Locate the word "React" in the data below, then copy every line that holds it.

• Source material
++++

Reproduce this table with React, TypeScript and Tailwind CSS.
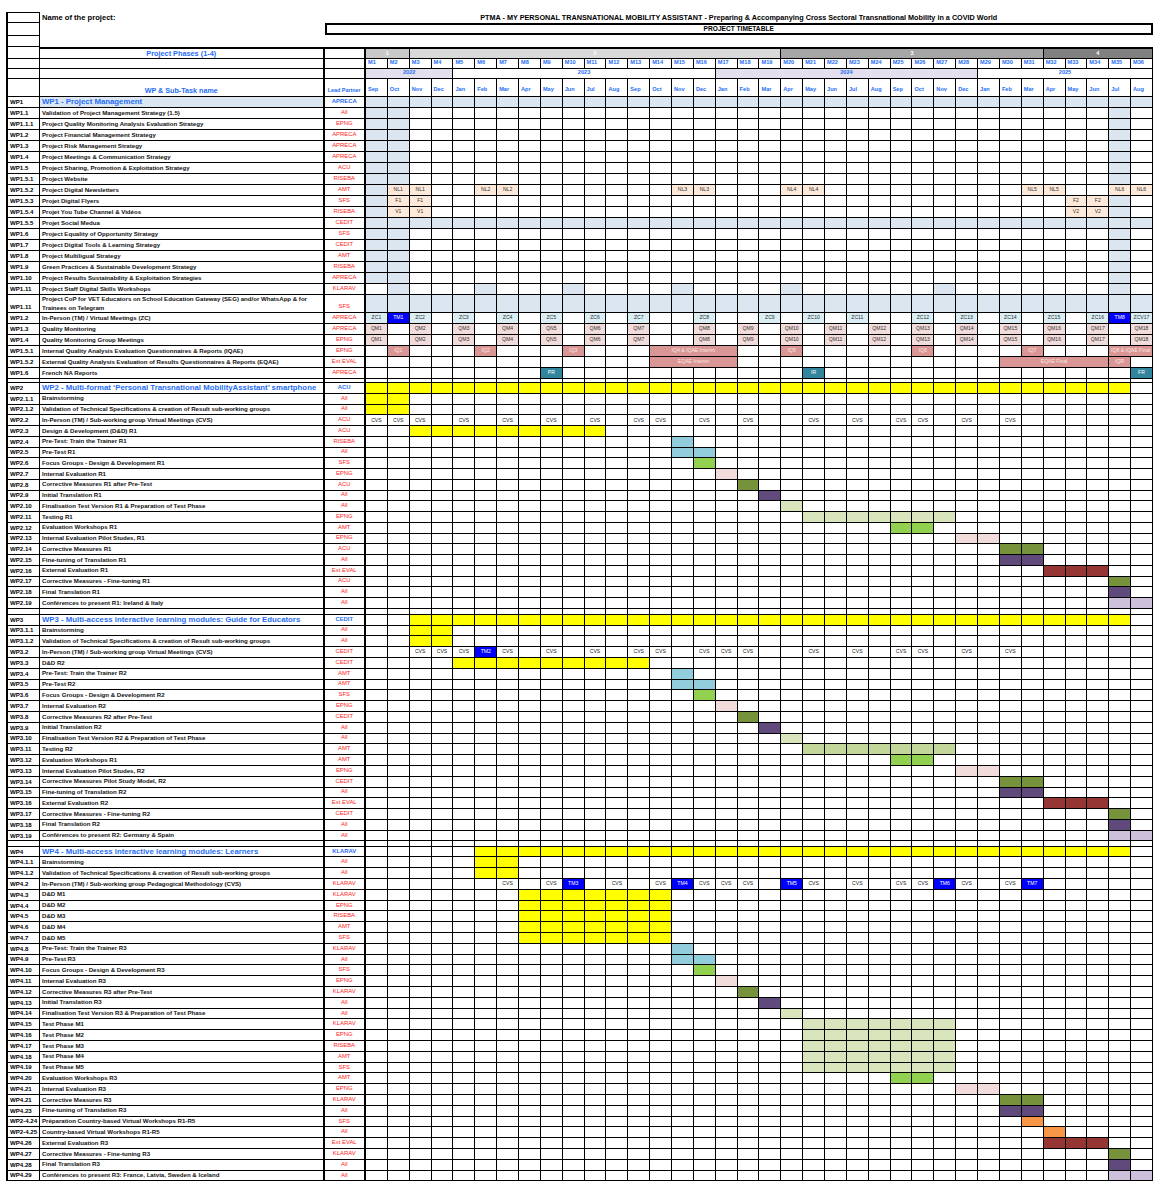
import React from "react";

type C = { s: number; n?: number; k: string; t?: string };
type R = {
  id: string;
  name: string;
  lp: string;
  cells: C[];
  head?: boolean;
  nameBg?: boolean;
  tall?: boolean;
};

const FILL: Record<string, string> = {
  lb: "bg-[#dce6f1]",
  pe: "bg-[#fde9d9] text-[#333]",
  zc: "bg-[#daeef3] text-[#333]",
  tm: "bg-[#0000ff] text-white",
  qm: "bg-[#f2dcdb] text-[#333]",
  iq: "bg-[#da9694] text-[#fbe7e6]",
  pr: "bg-[#31859c] text-white",
  y: "bg-[#ffff00]",
  tq: "bg-[#92cddc]",
  gr: "bg-[#92d050]",
  pk: "bg-[#f2dcdb]",
  ol: "bg-[#76933c]",
  pu: "bg-[#604a7b]",
  lg: "bg-[#d8e4bc]",
  lg2: "bg-[#c4d79b]",
  dr: "bg-[#963634]",
  lv: "bg-[#ccc0da]",
  or: "bg-[#f79646]",
  cv: "text-[#222]",
  ph1: "bg-[#c9c9c9] text-white",
  ph2: "bg-[#d9d9d9] text-white",
  ph3: "bg-[#a6a6a6] text-white",
  ph4: "bg-[#808080] text-white",
  yl: "bg-[#e4dfec]",
  yw: "bg-white",
};

const GRID = "grid grid-cols-[34px_284.5px_41.5px_repeat(36,21.86px)]";

const at = (k: string, cols: number[]): C[] => cols.map((s) => ({ s, k }));
const run = (k: string, a: number, b: number): C[] =>
  Array.from({ length: b - a + 1 }, (_, i) => ({ s: a + i, k }));
const txt = (k: string, list: [number, string][]): C[] => list.map(([s, t]) => ({ s, k, t }));
const cvs = (cols: number[]): C[] => cols.map((s) => ({ s, k: "cv", t: "CVS" }));

const LB = [0, 1, 34];

const WP1: R[] = [
  { id: "WP1", name: "WP1 - Project Management", lp: "APRECA", head: true, nameBg: true, cells: run("lb", 0, 35) },
  { id: "WP1.1", name: "Validation of Project Management Strategy (1.5)", lp: "All", cells: at("lb", LB) },
  { id: "WP1.1.1", name: "Project Quality Monitoring Analysis Evaluation Strategy", lp: "EPNG", cells: at("lb", LB) },
  { id: "WP1.2", name: "Project Financial Management Strategy", lp: "APRECA", cells: at("lb", LB) },
  { id: "WP1.3", name: "Project Risk Management Strategy", lp: "APRECA", cells: at("lb", LB) },
  { id: "WP1.4", name: "Project Meetings & Communication Strategy", lp: "APRECA", cells: at("lb", LB) },
  { id: "WP1.5", name: "Project Sharing, Promotion & Exploitation Strategy", lp: "ACU", cells: at("lb", LB) },
  { id: "WP1.5.1", name: "Project Website", lp: "RISEBA", cells: at("lb", LB) },
  {
    id: "WP1.5.2",
    name: "Project Digital Newsletters",
    lp: "AMT",
    cells: [
      { s: 0, k: "lb" },
      ...txt("pe", [
        [1, "NL1"], [2, "NL1"], [5, "NL2"], [6, "NL2"], [14, "NL3"], [15, "NL3"],
        [19, "NL4"], [20, "NL4"], [30, "NL5"], [31, "NL5"], [34, "NL6"], [35, "NL6"],
      ]),
    ],
  },
  {
    id: "WP1.5.3",
    name: "Projet Digital Flyers",
    lp: "SFS",
    cells: [...at("lb", [0, 34]), ...txt("pe", [[1, "F1"], [2, "F1"], [32, "F2"], [33, "F2"]])],
  },
  {
    id: "WP1.5.4",
    name: "Projet You Tube Channel & Vidéos",
    lp: "RISEBA",
    cells: [...at("lb", [0, 34]), ...txt("pe", [[1, "V1"], [2, "V1"], [32, "V2"], [33, "V2"]])],
  },
  { id: "WP1.5.5", name: "Projet Social Medua", lp: "CEDIT", cells: run("lb", 0, 35) },
  { id: "WP1.6", name: "Project Equality of Opportunity Strategy", lp: "SFS", cells: at("lb", LB) },
  { id: "WP1.7", name: "Project Digital Tools & Learning Strategy", lp: "CEDIT", cells: at("lb", LB) },
  { id: "WP1.8", name: "Project Multiligual Strategy", lp: "AMT", cells: at("lb", LB) },
  { id: "WP1.9", name: "Green Practices & Sustainable Development Strategy", lp: "RISEBA", cells: at("lb", LB) },
  { id: "WP1.10", name: "Project Results Sustainability & Exploitation Strategies", lp: "APRECA", cells: at("lb", LB) },
  { id: "WP1.11", name: "Project Staff Digital Skills Workshops", lp: "KLARAV", cells: at("lb", [1, 5, 9, 14, 19, 26, 34]) },
  {
    id: "WP1.11",
    name: "Project CoP for VET Educators on School Education Gateway (SEG) and/or WhatsApp & for Trainees on Telegram",
    lp: "SFS",
    tall: true,
    cells: run("lb", 0, 35),
  },
  {
    id: "WP1.2",
    name: "In-Person (TM) / Virtual Meetings (ZC)",
    lp: "APRECA",
    cells: [
      ...txt("zc", [
        [0, "ZC1"], [2, "ZC2"], [4, "ZC3"], [6, "ZC4"], [8, "ZC5"], [10, "ZC6"], [12, "ZC7"], [15, "ZC8"],
        [18, "ZC9"], [20, "ZC10"], [22, "ZC11"], [25, "ZC12"], [27, "ZC13"], [29, "ZC14"], [31, "ZC15"],
        [33, "ZC16"], [35, "ZCV17"],
      ]),
      ...txt("tm", [[1, "TM1"], [34, "TM8"]]),
    ],
  },
  ...["Quality Monitoring", "Quality Monitoring Group Meetings"].map(
    (name, i): R => ({
      id: i === 0 ? "WP1.3" : "WP1.4",
      name,
      lp: i === 0 ? "APRECA" : "EPNG",
      cells: txt("qm", [
        [0, "QM1"], [2, "QM2"], [4, "QM3"], [6, "QM4"], [8, "QN5"], [10, "QM6"], [12, "QM7"], [15, "QM8"],
        [17, "QM9"], [19, "QM10"], [21, "QM11"], [23, "QM12"], [25, "QM13"], [27, "QM14"], [29, "QM15"],
        [31, "QM16"], [33, "QM17"], [35, "QM18"],
      ]),
    })
  ),
  {
    id: "WP1.5.1",
    name: "Internal Quality Analysis Evaluation Questionnaires & Reports (IQAE)",
    lp: "EPNG",
    cells: [
      ...txt("iq", [[1, "IQ1"], [5, "IQ2"], [9, "IQ3"], [19, "IQ5"], [25, "IQ6"], [30, "IQ7"]]),
      { s: 13, n: 4, k: "iq", t: "IQ4 & IQAE Interim" },
      { s: 34, n: 2, k: "iq", t: "IQ8 & IQAE Final" },
    ],
  },
  {
    id: "WP1.5.2",
    name: "External Quality Analysis Evaluation of Results Questionnaires & Reports (EQAE)",
    lp: "Ext EVAL",
    cells: [
      { s: 13, n: 4, k: "iq", t: "EQAE Interim" },
      { s: 29, n: 5, k: "iq", t: "EQAE Final" },
      { s: 34, k: "iq", t: "IQR" },
    ],
  },
  { id: "WP1.6", name: "French NA Reports", lp: "APRECA", cells: txt("pr", [[8, "PR"], [20, "IR"], [35, "FR"]]) },
];

const tail = (n: string, lpList: string[], names: string[], testCls: string): R[] => {
  const cellsList: C[][] = [
    at("tq", [14]),
    at("tq", [14, 15]),
    at("gr", [15]),
    at("pk", [16]),
    at("ol", [17]),
    at("pu", [18]),
    at("lg", [19]),
    run(testCls, 20, 26),
    at("gr", [24, 25]),
    at("pk", [27, 28]),
    at("ol", [29, 30]),
    at("pu", [29, 30]),
    run("dr", 31, 33),
    at("ol", [34]),
    at("pu", [34]),
    at("lv", [34, 35]),
  ];
  return names.map((name, i) => ({ id: `WP${n}.${i + 4}`, name, lp: lpList[i], cells: cellsList[i] }));
};

const WP2: R[] = [
  { id: "WP2", name: "WP2 - Multi-format \u2018Personal Transnational MobilityAssistant\u2019 smartphone", lp: "ACU", head: true, cells: run("y", 0, 34) },
  { id: "WP2.1.1", name: "Brainstorming", lp: "All", cells: run("y", 0, 1) },
  { id: "WP2.1.2", name: "Validation of Technical Specifications & creation of Result sub-working groups", lp: "All", cells: run("y", 0, 1) },
  { id: "WP2.2", name: "In-Person (TM) / Sub-working group Virtual Meetings (CVS)", lp: "ACU", cells: cvs([0, 1, 2, 4, 6, 8, 10, 12, 13, 15, 17, 20, 22, 24, 25, 27, 29]) },
  { id: "WP2.3", name: "Design & Development (D&D) R1", lp: "ACU", cells: run("y", 2, 10) },
  ...tail(
    "2",
    ["RISEBA", "All", "SFS", "EPNG", "ACU", "All", "All", "EPNG", "AMT", "EPNG", "ACU", "All", "Ext EVAL", "ACU", "All", "All"],
    [
      "Pre-Test: Train the Trainer R1",
      "Pre-Test R1",
      "Focus Groups - Design & Development R1",
      "Internal Evaluation R1",
      "Corrective Measures R1 after Pre-Test",
      "Initial Translation R1",
      "Finalisation Test Version R1 & Preparation of Test Phase",
      "Testing R1",
      "Evaluation Workshops R1",
      "Internal Evaluation Pilot Studes, R1",
      "Corrective Measures R1",
      "Fine-tuning of Translation R1",
      "External Evaluation R1",
      "Corrective Measures - Fine-tuning R1",
      "Final Translation R1",
      "Conférences to present R1: Ireland & Italy",
    ],
    "lg"
  ),
];

const WP3: R[] = [
  { id: "WP3", name: "WP3 - Multi-access interactive learning modules: Guide for Educators", lp: "CEDIT", head: true, cells: run("y", 2, 34) },
  { id: "WP3.1.1", name: "Brainstorming", lp: "All", cells: run("y", 2, 3) },
  { id: "WP3.1.2", name: "Validation of Technical Specifications & creation of Result sub-working groups", lp: "All", cells: run("y", 2, 3) },
  {
    id: "WP3.2",
    name: "In-Person (TM) / Sub-working group Virtual Meetings (CVS)",
    lp: "CEDIT",
    cells: [...cvs([2, 3, 4, 6, 8, 10, 12, 13, 15, 16, 17, 20, 22, 24, 25, 27, 29]), { s: 5, k: "tm", t: "TM2" }],
  },
  { id: "WP3.3", name: "D&D R2", lp: "CEDIT", cells: run("y", 4, 12) },
  ...tail(
    "3",
    ["AMT", "AMT", "SFS", "EPNG", "CEDIT", "All", "All", "AMT", "AMT", "EPNG", "CEDIT", "All", "Ext EVAL", "CEDIT", "All", "All"],
    [
      "Pre-Test: Train the Trainer R2",
      "Pre-Test R2",
      "Focus Groups - Design & Development R2",
      "Internal Evaluation R2",
      "Corrective Measures R2 after Pre-Test",
      "Initial Translation R2",
      "Finalisation Test Version R2 & Preparation of Test Phase",
      "Testing R2",
      "Evaluation Workshops R1",
      "Internal Evaluation Pilot Studes, R2",
      "Corrective Measures Pilot Study Model, R2",
      "Fine-tuning of Translation R2",
      "External Evaluation R2",
      "Corrective Measures - Fine-tuning R2",
      "Final Translation R2",
      "Conférences to present R2: Germany & Spain",
    ],
    "lg2"
  ),
];

const WP4: R[] = [
  { id: "WP4", name: "WP4 - Multi-access interactive learning modules: Learners", lp: "KLARAV", head: true, cells: run("y", 5, 34) },
  { id: "WP4.1.1", name: "Brainstorming", lp: "All", cells: run("y", 5, 6) },
  { id: "WP4.1.2", name: "Validation of Technical Specifications & creation of Result sub-working groups", lp: "All", cells: run("y", 5, 6) },
  {
    id: "WP4.2",
    name: "In-Person (TM) /  Sub-working group Pedagogical Methodology (CVS)",
    lp: "KLARAV",
    cells: [
      ...cvs([6, 8, 11, 13, 15, 16, 17, 20, 22, 24, 25, 27, 29]),
      ...txt("tm", [[9, "TM3"], [14, "TM4"], [19, "TM5"], [26, "TM6"], [30, "TM7"]]),
    ],
  },
  { id: "WP4.3", name: "D&D M1", lp: "KLARAV", cells: run("y", 7, 13) },
  { id: "WP4.4", name: "D&D M2", lp: "EPNG", cells: run("y", 7, 13) },
  { id: "WP4.5", name: "D&D M3", lp: "RISEBA", cells: run("y", 7, 13) },
  { id: "WP4.6", name: "D&D M4", lp: "AMT", cells: run("y", 7, 13) },
  { id: "WP4.7", name: "D&D M5", lp: "SFS", cells: run("y", 7, 13) },
  { id: "WP4.8", name: "Pre-Test: Train the Trainer R3", lp: "KLARAV", cells: at("tq", [14]) },
  { id: "WP4.9", name: "Pre-Test R3", lp: "All", cells: at("tq", [14, 15]) },
  { id: "WP4.10", name: "Focus Groups - Design & Development R3", lp: "SFS", cells: at("gr", [15]) },
  { id: "WP4.11", name: "Internal Evaluation R3", lp: "EPNG", cells: at("pk", [16]) },
  { id: "WP4.12", name: "Corrective Measures R3 after Pre-Test", lp: "KLARAV", cells: at("ol", [17]) },
  { id: "WP4.13", name: "Initial Translation R3", lp: "All", cells: at("pu", [18]) },
  { id: "WP4.14", name: "Finalisation Test Version R3 & Preparation of Test Phase", lp: "All", cells: at("lg", [19]) },
  { id: "WP4.15", name: "Test Phase M1", lp: "KLARAV", cells: run("lg", 20, 26) },
  { id: "WP4.16", name: "Test Phase M2", lp: "EPNG", cells: run("lg", 20, 26) },
  { id: "WP4.17", name: "Test Phase M3", lp: "RISEBA", cells: run("lg", 20, 26) },
  { id: "WP4.18", name: "Test Phase M4", lp: "AMT", cells: run("lg", 20, 26) },
  { id: "WP4.19", name: "Test Phase M5", lp: "SFS", cells: run("lg", 20, 26) },
  { id: "WP4.20", name: "Evaluation Workshops R3", lp: "AMT", cells: at("gr", [24, 25]) },
  { id: "WP4.21", name: "Internal Evaluation R3", lp: "EPNG", cells: at("pk", [27, 28]) },
  { id: "WP4.21", name: "Corrective Measures R3", lp: "KLARAV", cells: at("ol", [29, 30]) },
  { id: "WP4.23", name: "Fine-tuning of Translation R3", lp: "All", cells: at("pu", [29, 30]) },
  { id: "WP2-4.24", name: "Préparation Country-based Virtual Workshops R1-R5", lp: "SFS", cells: at("or", [30]) },
  { id: "WP2-4.25", name: "Country-based Virtual Workshops R1-R5", lp: "All", cells: at("or", [31]) },
  { id: "WP4.26", name: "External Evaluation R3", lp: "Ext EVAL", cells: run("dr", 31, 33) },
  { id: "WP4.27", name: "Corrective Measures - Fine-tuning R3", lp: "KLARAV", cells: at("ol", [34]) },
  { id: "WP4.28", name: "Final Translation R3", lp: "All", cells: at("pu", [34]) },
  { id: "WP4.29", name: "Conférences to present R3: France, Latvia, Sweden & Iceland", lp: "All", cells: at("lv", [34, 35]) },
];

const BLUE = "text-[#1f6ef5]";

function MonthCells({ cells, cls }: { cells: C[]; cls: string }) {
  const map = new Map<number, C>();
  cells.forEach((c) => map.set(c.s, c));
  const out: React.ReactNode[] = [];
  for (let i = 0; i < 36; ) {
    const c = map.get(i);
    const n = c?.n ?? 1;
    out.push(
      <div
        key={i}
        className={`flex items-center justify-center overflow-hidden whitespace-nowrap border-r border-b border-black leading-none ${cls} ${c ? FILL[c.k] : ""}`}
        style={n > 1 ? { gridColumn: `span ${n}` } : undefined}
      >
        {c?.t}
      </div>
    );
    i += n;
  }
  return <>{out}</>;
}

function Row({ r, h }: { r: R; h: string }) {
  const align = r.tall ? "items-end pb-[2px]" : "items-center";
  return (
    <div className={`${GRID} ${r.tall ? "h-[18px]" : h}`}>
      <div className={`flex ${align} overflow-hidden whitespace-nowrap border-l-2 border-r border-b border-black pl-[2px] text-[6.1px] font-bold leading-none text-black`}>
        {r.id}
      </div>
      <div
        className={`flex items-center overflow-hidden border-r-2 border-b border-black pl-[2px] font-bold ${
          r.head ? `text-[7.8px] leading-none whitespace-nowrap ${BLUE}` : "text-[6.1px] leading-[8.6px] text-[#111]"
        } ${r.nameBg ? "bg-[#dce6f1]" : ""}`}
      >
        {r.name}
      </div>
      <div
        className={`flex ${align} justify-center overflow-hidden whitespace-nowrap border-r-2 border-b border-black text-[5.9px] leading-none ${
          r.head ? `${BLUE} font-bold` : "text-[#ff2424]"
        }`}
      >
        {r.lp}
      </div>
      <MonthCells cells={r.cells} cls="text-[5.1px]" />
    </div>
  );
}

function Spacer({ h }: { h: string }) {
  return (
    <div className={`${GRID} ${h}`}>
      <div className="border-l-2 border-r border-b border-black" />
      <div className="border-r-2 border-b border-black" />
      <div className="border-r-2 border-b border-black" />
      <MonthCells cells={[]} cls="" />
    </div>
  );
}

const MONTHS = ["Sep", "Oct", "Nov", "Dec", "Jan", "Feb", "Mar", "Apr", "May", "Jun", "Jul", "Aug"];

export default function App() {
  return (
    <div className="min-h-[1186px] bg-white pt-[12px] pl-[6px] font-['Liberation_Sans',Arial,sans-serif] text-black">
      <div className="w-[1147px]">
        {/* Row 1 */}
        <div className={`${GRID} h-[11px]`}>
          <div className="border-l-2 border-t border-r border-b border-black" />
          <div className="flex items-center pl-[2px] text-[7.6px] font-bold leading-none">Name of the project:</div>
          <div className="col-[3/-1] flex items-center justify-center whitespace-nowrap text-[7.25px] font-bold leading-none">
            PTMA - MY PERSONAL TRANSNATIONAL MOBILITY ASSISTANT - Preparing &amp; Accompanying Cross Sectoral Transnational Mobility in a COVID World
          </div>
        </div>
        {/* Row 2 */}
        <div className={`${GRID} h-[12.5px]`}>
          <div className="border-l-2 border-r border-b border-black" />
          <div />
          <div className="col-[3/-1] flex h-[12px] items-center justify-center border-2 border-black text-[6.6px] font-bold leading-none">
            PROJECT TIMETABLE
          </div>
        </div>
        {/* Row 3 */}
        <div className={`${GRID} h-[11px]`}>
          <div className="border-l-2 border-r border-b border-black" />
        </div>
        {/* Row 4 phases */}
        <div className={`${GRID} h-[12.5px]`}>
          <div className="border-l-2 border-r border-b border-black" />
          <div className={`flex items-center justify-center border-t-2 border-r-2 border-b border-black text-[7.3px] font-bold leading-none ${BLUE}`}>
            Project Phases (1-4)
          </div>
          <div className="border-t-2 border-r-2 border-b border-black" />
          {[
            { n: 2, k: "ph1", t: "1" },
            { n: 17, k: "ph2", t: "2" },
            { n: 12, k: "ph3", t: "3" },
            { n: 5, k: "ph4", t: "4" },
          ].map((p) => (
            <div
              key={p.t}
              className={`flex items-center justify-center border-t-2 border-r border-b border-black text-[5.5px] font-bold leading-none ${FILL[p.k]}`}
              style={{ gridColumn: `span ${p.n}` }}
            >
              {p.t}
            </div>
          ))}
        </div>
        {/* Row 5 M */}
        <div className={`${GRID} h-[9.5px]`}>
          <div className="border-l-2 border-r border-b border-black" />
          <div className="border-r-2 border-b border-black" />
          <div className="border-r-2 border-b border-black" />
          {Array.from({ length: 36 }, (_, i) => (
            <div key={i} className={`flex items-center overflow-hidden whitespace-nowrap border-r border-b border-black pl-[2px] text-[5.6px] font-bold leading-none ${BLUE}`}>
              M{i + 1}
            </div>
          ))}
        </div>
        {/* Row 6 years */}
        <div className={`${GRID} h-[10px]`}>
          <div className="border-l-2 border-r border-b border-black" />
          <div className="border-r-2 border-b border-black" />
          <div className="border-r-2 border-b border-black" />
          {[
            { n: 4, k: "yl", t: "2022" },
            { n: 12, k: "yw", t: "2023" },
            { n: 12, k: "yl", t: "2024" },
            { n: 8, k: "yw", t: "2025" },
          ].map((p) => (
            <div
              key={p.t}
              className={`flex items-center justify-center border-r border-b border-black text-[5.6px] font-bold leading-none ${BLUE} ${FILL[p.k]}`}
              style={{ gridColumn: `span ${p.n}` }}
            >
              {p.t}
            </div>
          ))}
        </div>
        {/* Row 7 months */}
        <div className={`${GRID} h-[18.5px]`}>
          <div className="border-l-2 border-r border-b border-black" />
          <div className={`flex items-end justify-center border-r-2 border-b border-black pb-[2px] text-[7.2px] font-bold leading-none ${BLUE}`}>
            WP &amp; Sub-Task name
          </div>
          <div className={`flex items-end justify-center whitespace-nowrap border-r-2 border-b border-black pb-[3px] text-[5.4px] font-bold leading-none ${BLUE}`}>
            Lead Partner
          </div>
          {Array.from({ length: 36 }, (_, i) => (
            <div key={i} className={`flex items-end border-r border-b border-black pb-[3px] pl-[2px] text-[5.6px] font-bold leading-none ${BLUE}`}>
              {MONTHS[i % 12]}
            </div>
          ))}
        </div>

        {WP1.map((r, i) => (
          <Row key={"a" + i} r={r} h="h-[11px]" />
        ))}
        <Spacer h="h-[4px]" />
        {WP2.map((r, i) => (
          <Row key={"b" + i} r={r} h="h-[10.75px]" />
        ))}
        <Spacer h="h-[6px]" />
        {WP3.map((r, i) => (
          <Row key={"c" + i} r={r} h="h-[10.8px]" />
        ))}
        <Spacer h="h-[5.2px]" />
        {WP4.map((r, i) => (
          <Row key={"d" + i} r={r} h="h-[10.8px]" />
        ))}
      </div>
    </div>
  );
}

++++

• Task result
Reproduce this table with React, TypeScript and Tailwind CSS.
import React from "react";
  const out: React.ReactNode[] = [];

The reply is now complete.